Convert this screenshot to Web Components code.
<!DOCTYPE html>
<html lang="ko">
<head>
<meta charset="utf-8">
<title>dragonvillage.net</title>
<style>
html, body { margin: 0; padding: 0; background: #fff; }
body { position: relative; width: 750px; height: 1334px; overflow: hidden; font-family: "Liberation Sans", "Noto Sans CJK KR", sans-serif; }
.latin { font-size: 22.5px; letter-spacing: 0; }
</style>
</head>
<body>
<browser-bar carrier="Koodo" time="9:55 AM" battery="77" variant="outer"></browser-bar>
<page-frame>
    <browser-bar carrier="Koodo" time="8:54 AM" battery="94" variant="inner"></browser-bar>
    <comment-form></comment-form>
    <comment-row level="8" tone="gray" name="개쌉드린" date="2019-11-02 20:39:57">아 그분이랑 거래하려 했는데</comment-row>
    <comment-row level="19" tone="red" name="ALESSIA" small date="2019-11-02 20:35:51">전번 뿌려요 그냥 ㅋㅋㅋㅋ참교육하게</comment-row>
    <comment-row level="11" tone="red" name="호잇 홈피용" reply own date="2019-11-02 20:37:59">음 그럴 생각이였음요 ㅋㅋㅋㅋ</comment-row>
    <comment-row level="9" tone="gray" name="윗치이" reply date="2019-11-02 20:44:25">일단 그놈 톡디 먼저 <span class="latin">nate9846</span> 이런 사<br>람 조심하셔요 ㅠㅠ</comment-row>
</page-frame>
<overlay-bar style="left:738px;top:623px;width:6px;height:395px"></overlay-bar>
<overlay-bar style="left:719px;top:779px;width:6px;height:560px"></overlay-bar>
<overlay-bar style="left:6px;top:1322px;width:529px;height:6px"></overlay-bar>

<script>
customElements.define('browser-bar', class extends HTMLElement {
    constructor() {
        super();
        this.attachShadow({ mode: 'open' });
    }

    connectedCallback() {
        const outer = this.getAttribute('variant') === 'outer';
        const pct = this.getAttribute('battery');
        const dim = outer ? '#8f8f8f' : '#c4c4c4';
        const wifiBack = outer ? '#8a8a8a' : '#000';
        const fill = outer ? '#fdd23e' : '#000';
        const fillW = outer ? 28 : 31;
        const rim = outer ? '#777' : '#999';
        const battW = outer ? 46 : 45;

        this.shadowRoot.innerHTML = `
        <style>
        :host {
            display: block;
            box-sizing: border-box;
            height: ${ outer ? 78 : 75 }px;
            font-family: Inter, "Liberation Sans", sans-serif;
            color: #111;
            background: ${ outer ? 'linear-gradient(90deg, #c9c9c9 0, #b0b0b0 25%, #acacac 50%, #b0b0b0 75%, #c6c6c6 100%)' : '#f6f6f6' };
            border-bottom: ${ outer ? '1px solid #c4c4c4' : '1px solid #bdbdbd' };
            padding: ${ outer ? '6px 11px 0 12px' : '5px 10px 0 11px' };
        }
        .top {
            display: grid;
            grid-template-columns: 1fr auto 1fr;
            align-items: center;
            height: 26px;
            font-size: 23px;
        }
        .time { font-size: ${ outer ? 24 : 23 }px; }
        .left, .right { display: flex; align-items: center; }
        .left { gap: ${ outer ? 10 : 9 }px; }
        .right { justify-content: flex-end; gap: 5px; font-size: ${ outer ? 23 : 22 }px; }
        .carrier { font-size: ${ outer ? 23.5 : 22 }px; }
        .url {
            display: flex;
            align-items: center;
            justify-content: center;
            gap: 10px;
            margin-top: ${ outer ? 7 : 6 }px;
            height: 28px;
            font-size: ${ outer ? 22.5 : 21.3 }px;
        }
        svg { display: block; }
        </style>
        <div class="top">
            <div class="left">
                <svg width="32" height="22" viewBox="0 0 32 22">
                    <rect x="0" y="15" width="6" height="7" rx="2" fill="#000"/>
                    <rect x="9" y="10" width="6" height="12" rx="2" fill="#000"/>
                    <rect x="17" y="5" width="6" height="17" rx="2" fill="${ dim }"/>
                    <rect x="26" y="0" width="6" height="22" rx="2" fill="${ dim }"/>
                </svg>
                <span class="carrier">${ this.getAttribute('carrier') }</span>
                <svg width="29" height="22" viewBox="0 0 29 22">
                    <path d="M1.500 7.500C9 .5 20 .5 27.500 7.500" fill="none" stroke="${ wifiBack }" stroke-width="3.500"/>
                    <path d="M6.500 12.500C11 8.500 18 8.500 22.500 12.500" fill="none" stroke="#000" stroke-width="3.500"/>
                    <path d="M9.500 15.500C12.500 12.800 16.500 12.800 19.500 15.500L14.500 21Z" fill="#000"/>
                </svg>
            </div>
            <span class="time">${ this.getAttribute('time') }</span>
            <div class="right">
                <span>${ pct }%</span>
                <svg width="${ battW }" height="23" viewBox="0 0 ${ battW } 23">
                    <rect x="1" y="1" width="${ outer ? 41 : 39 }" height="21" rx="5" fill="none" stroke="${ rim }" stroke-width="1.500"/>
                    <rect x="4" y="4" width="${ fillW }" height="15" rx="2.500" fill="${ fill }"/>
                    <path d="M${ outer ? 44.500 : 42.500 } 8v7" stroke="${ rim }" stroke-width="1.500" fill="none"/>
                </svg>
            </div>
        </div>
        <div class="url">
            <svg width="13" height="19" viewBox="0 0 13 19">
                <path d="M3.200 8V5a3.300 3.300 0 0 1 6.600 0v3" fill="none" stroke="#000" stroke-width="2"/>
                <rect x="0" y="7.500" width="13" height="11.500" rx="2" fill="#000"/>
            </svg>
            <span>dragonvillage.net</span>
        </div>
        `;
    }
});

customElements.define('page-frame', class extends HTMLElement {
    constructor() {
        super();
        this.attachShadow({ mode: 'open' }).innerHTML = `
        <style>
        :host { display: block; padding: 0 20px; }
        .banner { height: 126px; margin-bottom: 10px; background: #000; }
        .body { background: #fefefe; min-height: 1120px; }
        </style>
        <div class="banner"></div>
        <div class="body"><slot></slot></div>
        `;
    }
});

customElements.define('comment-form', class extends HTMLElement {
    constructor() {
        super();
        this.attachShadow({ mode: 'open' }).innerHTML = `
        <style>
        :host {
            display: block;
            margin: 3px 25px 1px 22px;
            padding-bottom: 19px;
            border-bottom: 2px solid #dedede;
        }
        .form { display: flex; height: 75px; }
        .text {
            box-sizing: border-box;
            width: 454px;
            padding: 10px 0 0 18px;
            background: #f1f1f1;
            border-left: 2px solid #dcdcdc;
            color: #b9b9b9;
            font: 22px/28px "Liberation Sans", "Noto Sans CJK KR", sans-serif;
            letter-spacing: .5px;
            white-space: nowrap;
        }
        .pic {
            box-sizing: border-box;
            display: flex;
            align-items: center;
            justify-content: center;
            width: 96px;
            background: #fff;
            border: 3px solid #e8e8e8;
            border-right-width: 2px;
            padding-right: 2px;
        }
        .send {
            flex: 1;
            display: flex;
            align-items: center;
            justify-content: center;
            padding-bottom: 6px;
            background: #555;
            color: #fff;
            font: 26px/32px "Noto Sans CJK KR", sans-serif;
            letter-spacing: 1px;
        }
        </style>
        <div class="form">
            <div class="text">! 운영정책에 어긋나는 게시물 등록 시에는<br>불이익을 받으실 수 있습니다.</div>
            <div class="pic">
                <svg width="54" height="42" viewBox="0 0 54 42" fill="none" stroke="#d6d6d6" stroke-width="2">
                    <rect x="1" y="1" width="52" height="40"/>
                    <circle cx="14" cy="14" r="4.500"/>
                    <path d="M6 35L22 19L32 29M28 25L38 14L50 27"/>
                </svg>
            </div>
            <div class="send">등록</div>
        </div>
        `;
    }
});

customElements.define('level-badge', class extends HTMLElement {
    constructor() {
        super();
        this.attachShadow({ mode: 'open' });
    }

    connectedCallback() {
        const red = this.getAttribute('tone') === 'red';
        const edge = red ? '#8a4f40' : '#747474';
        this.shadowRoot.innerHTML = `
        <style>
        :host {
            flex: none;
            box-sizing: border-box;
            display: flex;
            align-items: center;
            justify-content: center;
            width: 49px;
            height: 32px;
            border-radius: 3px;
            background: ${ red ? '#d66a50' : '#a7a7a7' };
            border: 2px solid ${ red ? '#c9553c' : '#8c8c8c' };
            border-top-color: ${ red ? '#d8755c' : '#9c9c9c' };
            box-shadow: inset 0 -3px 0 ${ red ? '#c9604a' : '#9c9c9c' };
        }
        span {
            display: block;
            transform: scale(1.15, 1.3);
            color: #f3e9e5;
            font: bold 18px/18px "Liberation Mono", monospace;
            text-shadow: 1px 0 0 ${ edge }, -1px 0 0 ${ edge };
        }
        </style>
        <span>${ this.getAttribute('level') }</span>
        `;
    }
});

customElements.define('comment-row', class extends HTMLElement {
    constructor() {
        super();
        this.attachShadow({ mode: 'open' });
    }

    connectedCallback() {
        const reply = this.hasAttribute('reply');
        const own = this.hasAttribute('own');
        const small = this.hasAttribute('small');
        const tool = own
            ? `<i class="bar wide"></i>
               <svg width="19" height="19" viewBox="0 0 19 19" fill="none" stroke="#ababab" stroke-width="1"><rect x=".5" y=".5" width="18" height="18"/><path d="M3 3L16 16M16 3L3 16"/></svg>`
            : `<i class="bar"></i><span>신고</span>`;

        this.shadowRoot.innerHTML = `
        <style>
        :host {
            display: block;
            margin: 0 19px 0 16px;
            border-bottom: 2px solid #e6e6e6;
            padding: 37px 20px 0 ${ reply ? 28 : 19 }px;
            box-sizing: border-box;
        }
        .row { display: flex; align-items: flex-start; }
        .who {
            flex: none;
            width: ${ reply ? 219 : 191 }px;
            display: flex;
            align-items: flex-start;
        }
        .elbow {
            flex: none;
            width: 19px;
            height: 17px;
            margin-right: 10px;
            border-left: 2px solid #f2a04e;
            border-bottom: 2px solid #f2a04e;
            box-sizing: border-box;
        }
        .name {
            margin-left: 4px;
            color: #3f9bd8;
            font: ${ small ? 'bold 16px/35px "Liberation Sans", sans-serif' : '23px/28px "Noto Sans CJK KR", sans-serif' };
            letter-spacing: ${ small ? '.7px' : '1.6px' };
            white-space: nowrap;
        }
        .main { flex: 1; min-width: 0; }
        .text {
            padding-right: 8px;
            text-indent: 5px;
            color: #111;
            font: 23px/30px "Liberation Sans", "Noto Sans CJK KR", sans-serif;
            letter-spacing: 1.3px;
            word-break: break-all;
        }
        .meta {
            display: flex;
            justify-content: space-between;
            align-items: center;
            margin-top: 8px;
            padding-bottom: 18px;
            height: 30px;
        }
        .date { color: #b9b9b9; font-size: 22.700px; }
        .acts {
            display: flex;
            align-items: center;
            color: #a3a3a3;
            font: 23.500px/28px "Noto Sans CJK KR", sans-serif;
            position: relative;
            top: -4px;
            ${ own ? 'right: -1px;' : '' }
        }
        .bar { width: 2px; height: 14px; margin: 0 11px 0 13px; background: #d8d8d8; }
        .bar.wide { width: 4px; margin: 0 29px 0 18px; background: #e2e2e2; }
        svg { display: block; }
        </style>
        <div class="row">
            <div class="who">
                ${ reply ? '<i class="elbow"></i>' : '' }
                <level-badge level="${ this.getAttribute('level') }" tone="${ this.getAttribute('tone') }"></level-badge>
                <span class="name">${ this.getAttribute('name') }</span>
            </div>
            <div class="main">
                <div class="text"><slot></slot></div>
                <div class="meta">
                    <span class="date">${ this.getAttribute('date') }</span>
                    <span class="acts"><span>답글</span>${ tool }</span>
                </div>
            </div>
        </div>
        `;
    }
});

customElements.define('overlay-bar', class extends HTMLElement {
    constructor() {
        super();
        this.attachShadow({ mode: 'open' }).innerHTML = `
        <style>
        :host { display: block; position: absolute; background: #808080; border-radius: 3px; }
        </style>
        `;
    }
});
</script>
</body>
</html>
══════
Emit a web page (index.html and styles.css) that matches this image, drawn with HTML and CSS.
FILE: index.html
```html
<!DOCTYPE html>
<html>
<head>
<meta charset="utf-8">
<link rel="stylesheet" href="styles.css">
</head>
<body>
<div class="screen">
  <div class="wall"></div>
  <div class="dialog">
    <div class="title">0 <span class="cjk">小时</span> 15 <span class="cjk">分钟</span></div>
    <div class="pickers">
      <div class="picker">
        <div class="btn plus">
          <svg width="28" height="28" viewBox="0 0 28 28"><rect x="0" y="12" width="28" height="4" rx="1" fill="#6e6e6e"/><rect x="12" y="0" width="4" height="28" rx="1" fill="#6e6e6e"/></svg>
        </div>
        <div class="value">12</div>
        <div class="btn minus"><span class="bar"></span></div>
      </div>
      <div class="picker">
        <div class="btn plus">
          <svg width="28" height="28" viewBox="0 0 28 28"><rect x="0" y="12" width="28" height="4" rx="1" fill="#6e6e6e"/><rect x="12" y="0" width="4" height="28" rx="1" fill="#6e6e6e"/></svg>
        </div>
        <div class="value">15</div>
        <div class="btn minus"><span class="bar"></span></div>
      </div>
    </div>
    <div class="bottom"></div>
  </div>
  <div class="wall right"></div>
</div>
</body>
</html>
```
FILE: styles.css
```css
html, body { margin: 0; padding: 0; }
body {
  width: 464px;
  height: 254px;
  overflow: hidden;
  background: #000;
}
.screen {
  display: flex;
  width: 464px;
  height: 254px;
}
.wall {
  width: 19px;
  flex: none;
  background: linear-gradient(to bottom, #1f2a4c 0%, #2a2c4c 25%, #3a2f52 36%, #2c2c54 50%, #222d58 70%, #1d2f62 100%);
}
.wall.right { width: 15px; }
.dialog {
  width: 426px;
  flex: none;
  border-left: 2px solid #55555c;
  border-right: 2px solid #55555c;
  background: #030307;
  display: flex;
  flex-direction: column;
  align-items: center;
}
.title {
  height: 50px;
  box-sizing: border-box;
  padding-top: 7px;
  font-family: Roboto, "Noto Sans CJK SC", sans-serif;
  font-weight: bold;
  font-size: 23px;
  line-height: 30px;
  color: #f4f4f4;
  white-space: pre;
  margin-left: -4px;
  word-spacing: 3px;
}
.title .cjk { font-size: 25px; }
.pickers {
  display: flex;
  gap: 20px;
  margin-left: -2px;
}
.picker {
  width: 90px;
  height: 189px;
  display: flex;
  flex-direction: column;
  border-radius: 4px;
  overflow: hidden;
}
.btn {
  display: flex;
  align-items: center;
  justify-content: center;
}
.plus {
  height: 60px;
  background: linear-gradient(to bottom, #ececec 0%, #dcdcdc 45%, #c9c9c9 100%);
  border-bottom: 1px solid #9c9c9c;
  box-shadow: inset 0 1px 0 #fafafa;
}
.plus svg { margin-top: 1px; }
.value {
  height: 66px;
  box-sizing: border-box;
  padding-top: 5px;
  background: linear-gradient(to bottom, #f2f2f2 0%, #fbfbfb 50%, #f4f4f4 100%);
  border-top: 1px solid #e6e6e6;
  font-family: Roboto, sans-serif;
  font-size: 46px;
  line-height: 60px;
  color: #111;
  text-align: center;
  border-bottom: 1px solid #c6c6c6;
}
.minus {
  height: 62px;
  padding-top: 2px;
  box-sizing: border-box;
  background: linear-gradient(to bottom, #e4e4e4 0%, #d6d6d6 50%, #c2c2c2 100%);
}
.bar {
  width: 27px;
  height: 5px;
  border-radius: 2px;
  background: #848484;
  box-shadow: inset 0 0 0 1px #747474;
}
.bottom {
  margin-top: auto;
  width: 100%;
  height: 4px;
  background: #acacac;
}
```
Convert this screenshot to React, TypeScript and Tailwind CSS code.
══════
- **Given problem**
Show every line from the listing above in which the string "page" appears.

- **Response to this exercise**
<page-frame>
</page-frame>
customElements.define('page-frame', class extends HTMLElement {
Emit a web page (index.html and styles.css) that matches this image, drawn with HTML and CSS.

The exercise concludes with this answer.